Un aspetto molto importante della ricerca è che essa dimostra una connessione delle miocarditi non solo con i preparati a mRna, ma anche con il farmaco ad adenovirus, cioè Astrazeneca. Sebbene il beneficio netto della vaccinazione non debba essere definito solo in rapporto ai rischi di miocardite, quantificare tale rischio è importante, soprattutto nei giovani, che hanno meno probabilità di essere colpiti dalla malattia grave con l’infezione da Sars-Cov-2.
Uno studio israeliano, uscito lo scorso aprile sul Journal of clinical medicine, esaminava l’incidenza delle miocarditi e delle pericarditi in quasi 200.000 pazienti Covid non vaccinati. Il risultato era sorprendente: «I nostri dati – si leggeva nel paper – suggeriscono che non c’è alcun aumento nell’incidenza di miocardite e pericardite nei pazienti che si sono ripresi dal Covid-19, a confronto con il gruppo di controllo dei non infetti, composto da quasi 591.000 adulti, abbinati per sesso ed età. Il rapporto di causalità di questi disturbi con il Sars-Cov-2 non pare così solido come si è sempre sostenuto.
Quello d’Israele è un esempio isolato? Non si direbbe. Nel numero di luglio del Journal of cardiovascular medicine è stato inserito un saggio di un gruppo di scienziati che operano nel nostro Paese. L’analisi è limitata alle province di Pisa, Lucca e Livorno, ma è stimolante, perché paragona i tassi d’incidenza di miocarditi e pericarditi nel periodo pre Covid a quelli registrati durante la pandemia, fino a maggio 2021. Cioè, quando la popolazione più giovane – più esposta agli effetti collaterali cardiaci dei vaccini – non era ancora stata massicciamente inoculata. L’incidenza annuale di miocarditi era significativamente più elevata nel periodo pre Covid che in quello Covid, con una «riduzione netta del 27% dei casi». Ed essa si è abbassata in modo ancora più sensibile nella classe d’età 18-24 anni. L’incidenza delle pericarditi, invece, è rimasta sempre sostanzialmente invariata.
E non finisce qui. All’inizio del 2022, su Annual review of medicine, era comparsa una relazione sulle miocarditi da Covid «clinicamente sospette» e «provate da una biopsia». All’epoca, gli autori della revisione ribadivano che non c’era ancora «una prova definitiva derivante da biopsia endometriale/autopsia che il Sars-Cov-2 causi un danno diretto al miocardio in associazione con miocardite istologica». Gli scienziati, quindi, esortavano a impiegare criteri medici più rigorosi, per evitare «un’inaccurata stima dell’incidenza di miocarditi basata su diagnosi errate». D’altronde, alcuni mesi prima, una ricerca compiuta su materiale autoptico, pubblicata su Cells, aveva portato a concludere: «Al di fuori del tratto respiratorio, non è stato possibile attribuire nessuna specifica alterazione fisto-morfologica all’infezione da Sars-Cov-2».

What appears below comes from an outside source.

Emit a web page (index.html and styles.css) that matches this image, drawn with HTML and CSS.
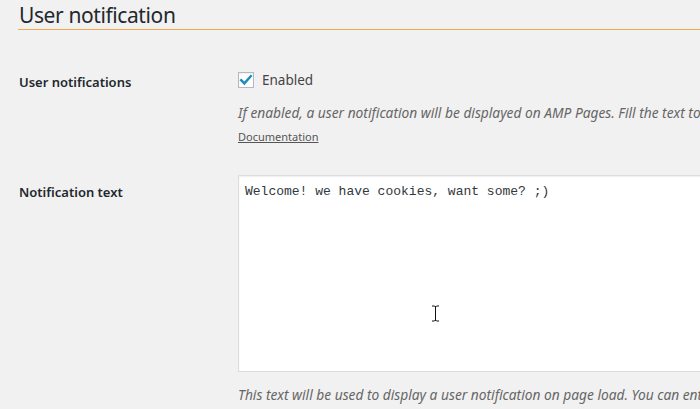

Naturalmente, tutto ciò non significa che non esistano miocarditi e pericarditi da Covid. Vuol dire solo che, su questa malattia, forse non si sa ancora abbastanza per pronunciare sentenze mediatiche, spacciate per inscalfibili verità scientifiche. Ma sui vaccini per gli under 40 un po’ di prudenza sarebbe servita.